From what I can tell, different uplifted animals can serve on different factions. So, it doesn't seem the case where, if you're a mouse, you are required to serve on such and such a faction.
So, with that background out of the way, and trust me when I say its related in a much more organic fashion than the way I just related it, the basic story is Jiao Tu and his missions to rescue a mousling kidnapped from one of the villages in the mid, where Jiao Tu is also from.
Another digression, Jiao Tu and the mousling, and presumably others, are from the mid. This refers to other levels of the ship. Other levels come into play as the story progresses, including the below, and the pit.
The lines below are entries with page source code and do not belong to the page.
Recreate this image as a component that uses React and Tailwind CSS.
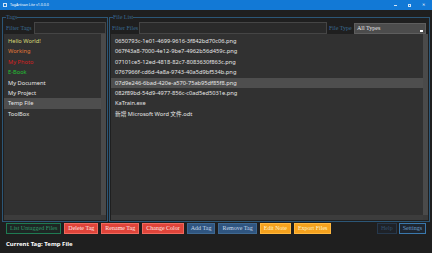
import React from 'react';

const tags = [
  { name: 'Hello World!', color: 'text-[#d8d878]' },
  { name: 'Working', color: 'text-[#e07838]' },
  { name: 'My Photo', color: 'text-[#d42020]' },
  { name: 'E-Book', color: 'text-[#22c032]' },
  { name: 'My Document', color: 'text-[#e6e6e6]' },
  { name: 'My Project', color: 'text-[#e6e6e6]' },
  { name: 'Temp File', color: 'text-[#e6e6e6]', selected: true },
  { name: 'ToolBox', color: 'text-[#e6e6e6]' },
];

const files = [
  { name: '0650793c-1e01-4699-9616-3f842bd70c06.png' },
  { name: '067f43a8-7000-4e12-9be7-4962b56d459c.png' },
  { name: '07101ce5-12ed-4818-82c7-8083630f863c.png' },
  { name: '0767966f-cd6d-4a8a-9743-40a5d9bf534b.png' },
  { name: '07d9e246-6bad-420e-a570-75ab95df85f8.png', selected: true },
  { name: '082f89bd-54d9-4977-856c-c0ad5ed5031e.png' },
  { name: 'KaTrain.exe' },
  { name: '新增 Microsoft Word 文件.odt' },
];

const buttons = [
  { label: 'List Untagged Files', cls: 'bg-[#1e2624] border-[#1f7a52] text-[#2f9a68]' },
  { label: 'Delete Tag', cls: 'bg-[#e0443a] border-[#f06a5e] text-[#ffe6e2]' },
  { label: 'Rename Tag', cls: 'bg-[#e0443a] border-[#f06a5e] text-[#ffe6e2]' },
  { label: 'Change Color', cls: 'bg-[#e0443a] border-[#f06a5e] text-[#ffe6e2]' },
  { label: 'Add Tag', cls: 'bg-[#2f5580] border-[#3f6890] text-[#c6d6e8]' },
  { label: 'Remove Tag', cls: 'bg-[#2f5580] border-[#3f6890] text-[#c6d6e8]' },
  { label: 'Edit Note', cls: 'bg-[#f5a21e] border-[#ffb840] text-[#fff2cc]' },
  { label: 'Export Files', cls: 'bg-[#f5a21e] border-[#ffb840] text-[#fff2cc]' },
];

const serif = "font-['Liberation_Serif',serif]";
const sans = "font-['Noto_Sans','Noto_Sans_CJK_SC',sans-serif]";

const ListBox = ({ items, pad }) => (
  <div className="flex-1 flex min-h-0 bg-[#313131]">
    <div className="flex-1 flex flex-col min-w-0">
      <div className="flex-1 pt-[2px] overflow-hidden">
        {items.map((it) => (
          <div
            key={it.name}
            className={`h-[10.4px] leading-[10.4px] whitespace-nowrap text-[5.7px] ${pad} ${sans} ${
              it.selected ? 'bg-[#4e4e4e]' : ''
            } ${it.color || 'text-[#e6e6e6]'}`}
          >
            {it.name}
          </div>
        ))}
      </div>
      <div className="h-[5px] bg-[#3c3c3c]" />
    </div>
    <div className="w-[5px] flex flex-col bg-[#4a4a4a]">
      <div className="flex-1" />
      <div className="h-[5px] bg-[#3a3a3a]" />
    </div>
  </div>
);

export default function App() {
  return (
    <div className="w-[432px] h-[253px] bg-[#1f1f1f] flex flex-col overflow-hidden">
      {/* title bar */}
      <div className="h-[10px] bg-[#1279d6] flex items-center pl-[3px] text-white">
        <div className="w-[4px] h-[4px] border border-white/80 mr-[3px]" />
        <span className={`text-[3.6px] ${sans}`}>TagArtisan Lite v1.0.0.0</span>
        <div className="ml-auto flex items-center gap-[11px] pr-[7px] text-[4px]">
          <div className="w-[3px] h-[0.6px] bg-white/80" />
          <div className="w-[3px] h-[3px] border-[0.6px] border-white/80" />
          <span className={`${sans} leading-none`}>✕</span>
        </div>
      </div>

      <div className="h-[212px] flex gap-[1px] px-[2px] pt-[4px]">
        {/* Tags group */}
        <fieldset className="w-[106px] flex flex-col border border-[#2c5676] px-[1px] pb-[1px] min-h-0">
          <legend className={`ml-[2px] text-[6px] leading-[6px] text-[#3a6a92] ${serif}`}>Tags</legend>
          <div className="h-[12px] flex items-center mt-[2px]">
            <span className={`w-[30px] pl-[2px] text-[6px] text-[#3a6a92] ${serif}`}>Filter Tags</span>
            <div className="flex-1 h-[12px] bg-[#2a2a2a] border border-[#454545]" />
          </div>
          <ListBox items={tags} pad="pl-[4px]" />
        </fieldset>

        {/* File list group */}
        <fieldset className="flex-1 flex flex-col border border-[#2c5676] px-[1px] pb-[1px] min-h-0">
          <legend className={`ml-[2px] text-[6px] leading-[6px] text-[#3a6a92] ${serif}`}>File List</legend>
          <div className="h-[12px] flex items-center mt-[2px]">
            <span className={`w-[28px] pl-[1px] text-[6px] text-[#3a6a92] ${serif}`}>Filter Files</span>
            <div className="flex-1 h-[12px] bg-[#2a2a2a] border border-[#454545]" />
            <span className={`w-[27px] pl-[2px] text-[6px] text-[#3a6a92] ${serif}`}>File Type</span>
            <div className="w-[72px] h-[11px] mr-[2px] bg-[#4c4c4c] border border-[#5e5e5e] relative flex items-center pl-[2px]">
              <span className={`text-[6px] text-[#e8e8e8] ${serif}`}>All Types</span>
              <div className="absolute right-[2px] bottom-[1px] w-[3px] h-[2px] bg-white" />
            </div>
          </div>
          <ListBox items={files} pad="pl-[4px]" />
        </fieldset>
      </div>

      {/* buttons */}
      <div className="h-[11px] mt-[1px] flex items-stretch gap-[3px] px-[6px]">
        {buttons.map((b) => (
          <div
            key={b.label}
            className={`border px-[3px] flex items-center text-[6px] whitespace-nowrap ${serif} ${b.cls}`}
          >
            {b.label}
          </div>
        ))}
        <div className="ml-auto flex gap-[2px]">
          <div className={`border border-[#26384c] bg-[#1e2228] px-[3px] flex items-center text-[6px] text-[#34506c] ${serif}`}>Help</div>
          <div className={`border border-[#3a78ac] bg-[#1e2630] px-[3px] flex items-center text-[6px] text-[#6a9ccc] ${serif}`}>Settings</div>
        </div>
      </div>

      <div className={`pl-[6px] pt-[6px] text-[6px] font-bold text-white ${sans}`}>Current Tag: Temp File</div>
    </div>
  );
}
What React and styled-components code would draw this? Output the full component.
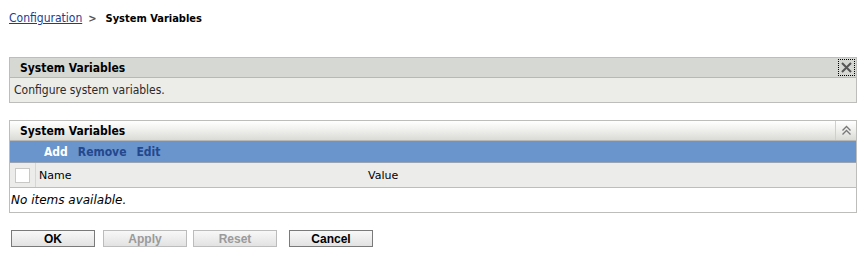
import React from "react";
import styled, { createGlobalStyle } from "styled-components";

const Global = createGlobalStyle`
  html, body {
    margin: 0;
    padding: 0;
    background: #ffffff;
    font-family: "DejaVu Sans Condensed", "DejaVu Sans", sans-serif;
    font-size: 12px;
    color: #000;
  }
`;

const Page = styled.div`
  width: 848px;
  padding: 11px 8px 0 9px;
`;

const Crumbs = styled.div`
  display: flex;
  align-items: center;
  height: 14px;
  gap: 6px;
  & a {
    color: #1d3c94;
    text-decoration: underline;
  }
  & b {
    margin-left: 3px;
    font-weight: bold;
    font-size: 11px;
  }
`;

const Chevron = styled.span`
  color: #555;
  font-weight: bold;
  font-size: 11px;
`;

const Panel = styled.div`
  margin-top: ${(p) => p.$top}px;
  border: 1px solid #bdbdbb;
`;

const PanelHead = styled.div`
  display: flex;
  align-items: center;
  justify-content: space-between;
  height: 19px;
  padding-left: 10px;
  background: ${(p) =>
    p.$gradient
      ? "linear-gradient(#ffffff, #f2f2f0 40%, #dadad6)"
      : "#d6d8d3"};
  border-bottom: 1px solid #b8b8b6;
  font-weight: bold;
  font-size: 12px;
`;

const PanelBody = styled.div`
  background: #ecece9;
  height: 24px;
  display: flex;
  align-items: center;
  padding-left: 4px;
  color: #2a2a2a;
`;

const CloseBtn = styled.button`
  width: 17px;
  height: 17px;
  margin-right: 1px;
  padding: 0;
  border: 1px dotted #000;
  background: transparent;
  display: flex;
  align-items: center;
  justify-content: center;
`;

const CollapseBtn = styled.div`
  width: 20px;
  height: 19px;
  border-left: 1px solid #cfcfcc;
  display: flex;
  align-items: center;
  justify-content: center;
`;

const Toolbar = styled.div`
  background: #6a94cc;
  height: 21px;
  display: flex;
  align-items: center;
  gap: 10px;
  padding-left: 34px;
  font-weight: bold;
  font-size: 12px;
  border-bottom: 1px solid #9aa4b0;
`;

const Tool = styled.span`
  color: ${(p) => (p.$active ? "#ffffff" : "#23488e")};
`;

const HeadRow = styled.div`
  display: grid;
  grid-template-columns: 26px 332px 1fr;
  height: 24px;
  background: #ececea;
  border-bottom: 1px solid #bdbdbb;
  font-size: 11px;
  font-family: "DejaVu Sans", sans-serif;
  & > div {
    display: flex;
    align-items: center;
  }
`;

const CheckCell = styled.div`
  border-right: 1px solid #d6d6d3;
  justify-content: center;
`;

const Box = styled.span`
  width: 13px;
  height: 13px;
  background: #fff;
  border: 1px solid #c8c8c6;
`;

const NameCell = styled.div`
  padding-left: 3px;
`;

const Empty = styled.div`
  height: 24px;
  display: flex;
  align-items: center;
  padding-left: 1px;
  font-family: "DejaVu Sans", sans-serif;
  font-style: italic;
  background: #fff;
`;

const Buttons = styled.div`
  display: flex;
  margin-top: 17px;
  padding-left: 2px;
`;

const Btn = styled.button`
  width: 84px;
  height: 17px;
  margin-right: ${(p) => p.$gap}px;
  padding: 0;
  font-family: "Liberation Sans", Arial, sans-serif;
  font-weight: bold;
  font-size: 12px;
  color: ${(p) => (p.disabled ? "#9a9a9a" : "#000")};
  background: linear-gradient(#f8f8f8, #e2e2e2);
  border: 1px solid ${(p) => (p.disabled ? "#bcbcbc" : "#7a7a7a")};
  border-radius: 0;
`;

export default function App() {
  return (
    <Page>
      <Global />
      <Crumbs>
        <a href="#">Configuration</a>
        <Chevron>&gt;</Chevron>
        <b>System Variables</b>
      </Crumbs>

      <Panel $top={32}>
        <PanelHead>
          <span>System Variables</span>
          <CloseBtn>
            <svg width="13" height="13" viewBox="0 0 13 13">
              <path
                d="M2 2 L11 11 M11 2 L2 11"
                stroke="#555"
                strokeWidth="2"
                fill="none"
              />
            </svg>
          </CloseBtn>
        </PanelHead>
        <PanelBody>Configure system variables.</PanelBody>
      </Panel>

      <Panel $top={17}>
        <PanelHead $gradient>
          <span>System Variables</span>
          <CollapseBtn>
            <svg width="11" height="11" viewBox="0 0 11 11">
              <path
                d="M1.5 5.5 L5.5 1.5 L9.5 5.5 M1.5 9.5 L5.5 5.5 L9.5 9.5"
                stroke="#777"
                strokeWidth="1.3"
                fill="none"
              />
            </svg>
          </CollapseBtn>
        </PanelHead>
        <Toolbar>
          <Tool $active>Add</Tool>
          <Tool>Remove</Tool>
          <Tool>Edit</Tool>
        </Toolbar>
        <HeadRow>
          <CheckCell>
            <Box />
          </CheckCell>
          <NameCell>Name</NameCell>
          <div>Value</div>
        </HeadRow>
        <Empty>No items available.</Empty>
      </Panel>

      <Buttons>
        <Btn $gap={8}>OK</Btn>
        <Btn $gap={6} disabled>Apply</Btn>
        <Btn $gap={12} disabled>Reset</Btn>
        <Btn $gap={0}>Cancel</Btn>
      </Buttons>
    </Page>
  );
}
The story begins with Jiao Tu in the below at the beginning of his mission to find the mousling. Throughout the mission, he meets other characters who either help or hinder him in his mission - notably the young ratling Zhu Song, the rogue-like ratling Chooha, and the story's chief antagonist Lord Zabad, the civet leader of the Reclamations faction.
With his allies Zhu Song and Chooha, Jiao Tu searches the Below and the Pit for the mousling, discovering another force at work in the below. But what is it, and what does it want?
What we have here is a quest story, which is appropriate since Jiao Tu is a very chivalrous and knight-like character. He has a strong set of values, among them a sense of honor. These values give him the strength he needs to find and rescue the mouse and be a leader to his little band. Of interest is his sword, Black Fang. Initially, I was reminded of Elric's sword Stormbringer but as the story went on it became clear this was more a piece of technology than a supernatural artifact.
His little band includes Zhu Song, a young ratling to whom Jiao Tu plays the role of mentor. There's also Chooha, another ratling of a different class—essentially a rogue character.
But the story is very much Jiao Tu's story. Perhaps because it was so episodic, I was never bored, and was always interested in what was coming up next for Jiao Tu and his band. It was, in turns, exciting, fun, and funny, and charming.
At times, it was deadly serious, and there were several effective scenes involving body horror.
There was also a bit of romance, as the young ratling, Zhu Song, falls for the Farrah, the mousling and the object of Jiao Tu's mission.
One of the aspects I enjoyed the most was the subtle world-building. I never felt that I was being hit over the head with it, and it was never delivered in an expository fashion. That's one of the books great achievements given the scope of the world.
An example of this is the subtle use of language. Since we're dealing with uplifted animals and not humans, there's a certain modulation of the language. So, instead of the word handful the story uses “pawful.” That's but one example, but many abound throughout the story.
So, overall, a wonderful story, and I know that the author is currently working on the second episode.
Finally, I'll mention the two additional stories in the book, which were fantastic as well. One was a sort of Ghost Story for Christmas, in the tradition of M. R. James, and takes place after episode 1. It's a charming and fun story.
The final story is a story called The Last Oracle. It takes place well before the events of episode 1. Not quite a prequel but provides some of the background.
So, wonderful stuff overall, and a definite recommended read!